Recent policy documents, including a national import substitution strategy, identify 96 priority products across food processing, textiles, leather, metals, and chemicals. The government promotes domestic production through incentives, industrial parks, and targeted bans or tariffs. Officials report rising capacity utilization in some factories and resumed operations after conflict-related disruptions. Yet data indicate that manufacturing remains net importer-dependent, with high shares of raw materials and capital goods coming from abroad. Export performance has not kept pace with output growth, and overall trade openness has declined in some measures. Historical patterns across developing countries suggest that import substitution can build initial capabilities but risks stagnation without mechanisms to enforce productivity gains, encourage exports, and integrate into regional or global value chains. Ethiopia's experience aligns with this: periods of protection yielded output growth in targeted areas, yet structural transformation has been slow, with agriculture and services still dominating employment and value added.

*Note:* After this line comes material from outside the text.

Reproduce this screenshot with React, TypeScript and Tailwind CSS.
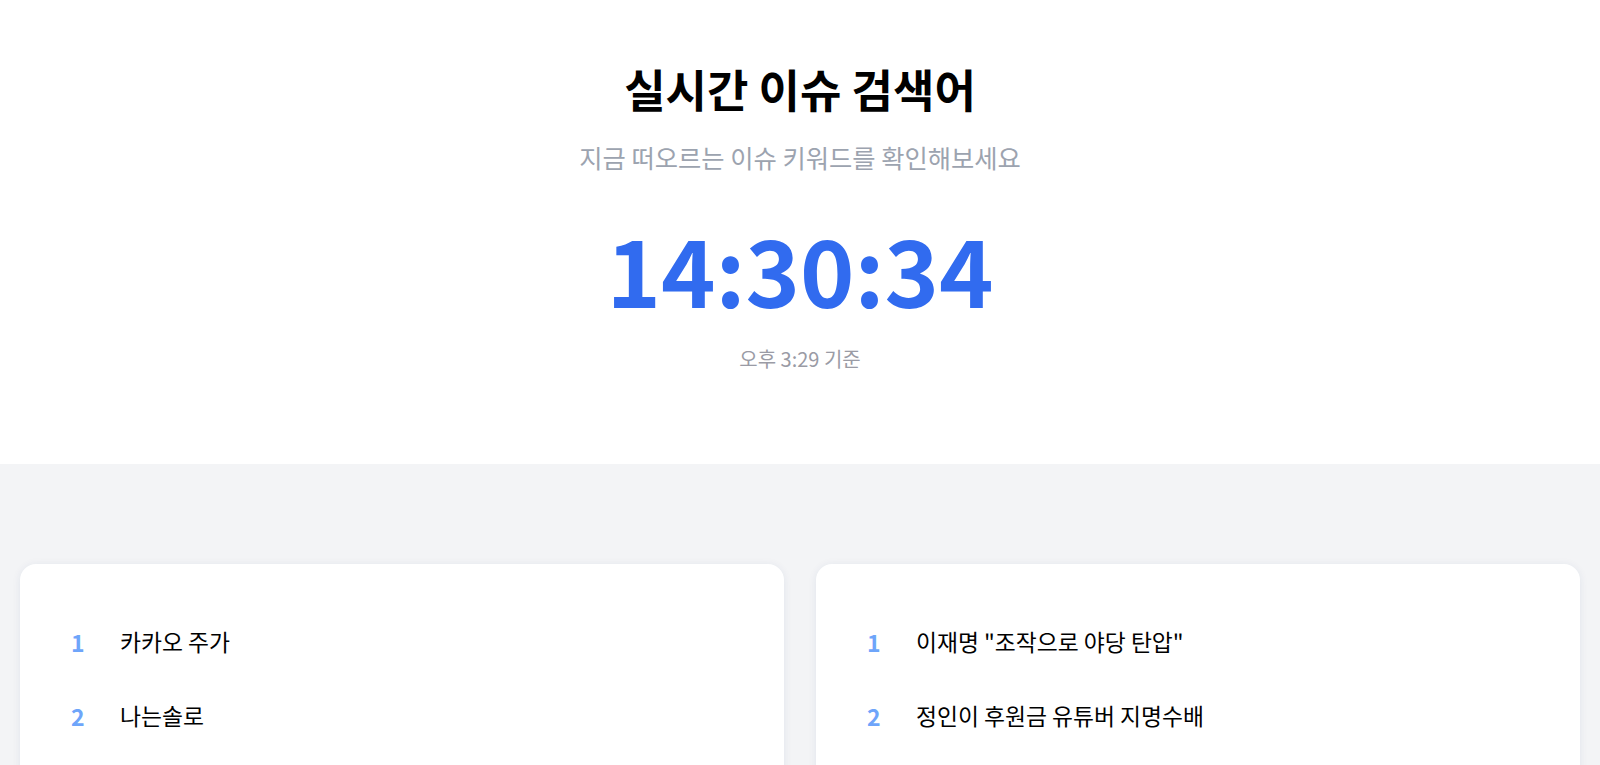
const left = ['카카오 주가', '나는솔로', '날씨', '환율'];
const right = ['이재명 "조작으로 야당 탄압"', '정인이 후원금 유튜버 지명수배', '코스피', '로또'];

function KeywordCard({ items }: { items: string[] }) {
  return (
    <div className="bg-white rounded-2xl shadow-[0_1px_8px_rgba(30,50,110,0.08)] pl-[51px] pr-8 pt-[41px] pb-8">
      <ul className="flex flex-col">
        {items.map((kw, i) => (
          <li key={kw} className="flex items-center h-[74px]">
            <span className="w-[49px] text-[23px] leading-8 font-bold text-[#6ea5fa]">{i + 1}</span>
            <span className="text-[22.8px] leading-8 text-black">{kw}</span>
          </li>
        ))}
      </ul>
    </div>
  );
}

export default function App() {
  return (
    <div className="min-h-screen bg-[#f3f4f6] font-['Noto_Sans_CJK_KR','Noto_Sans',sans-serif]">
      <section className="bg-white h-[464px] flex flex-col items-center pt-[62px]">
        <h1 className="text-[45px] leading-[54px] font-bold text-black">실시간 이슈 검색어</h1>
        <p className="mt-[23px] text-[25.3px] leading-[36px] text-[#9ca3af]">지금 떠오르는 이슈 키워드를 확인해보세요</p>
        <div className="mt-[47px] text-[92.4px] leading-none font-bold text-[#316bef]">14:30:34</div>
        <p className="mt-[31px] text-[20px] leading-[28px] text-[#9a9ba5]">오후 3:29 기준</p>
      </section>
      <main className="grid grid-cols-2 gap-8 px-5 pt-[100px] pb-10">
        <KeywordCard items={left} />
        <KeywordCard items={right} />
      </main>
    </div>
  );
}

Sustainable progress will require addressing binding constraints with evidence-based measures. Reliable power supply, better skills development, and improved logistics can lower costs. Selective protection paired with performance requirements, such as export targets or local content milestones, may encourage upgrading. Strengthening agricultural linkages could reduce import dependence on food and raw materials while expanding the domestic market. Regional integration under frameworks like the African Continental Free Trade Area offers potential outlets for scaled production. Geopolitical realities mean that diversification of trade partners and prudent debt management will remain important. The data show that import substitution has delivered tangible savings in specific periods and sub-sectors, but broad-based industrialization has proved elusive. Ethiopia's challenge is to learn from its own history and global experience, balancing domestic development needs with the disciplines of competition and openness that have supported longer-term gains elsewhere.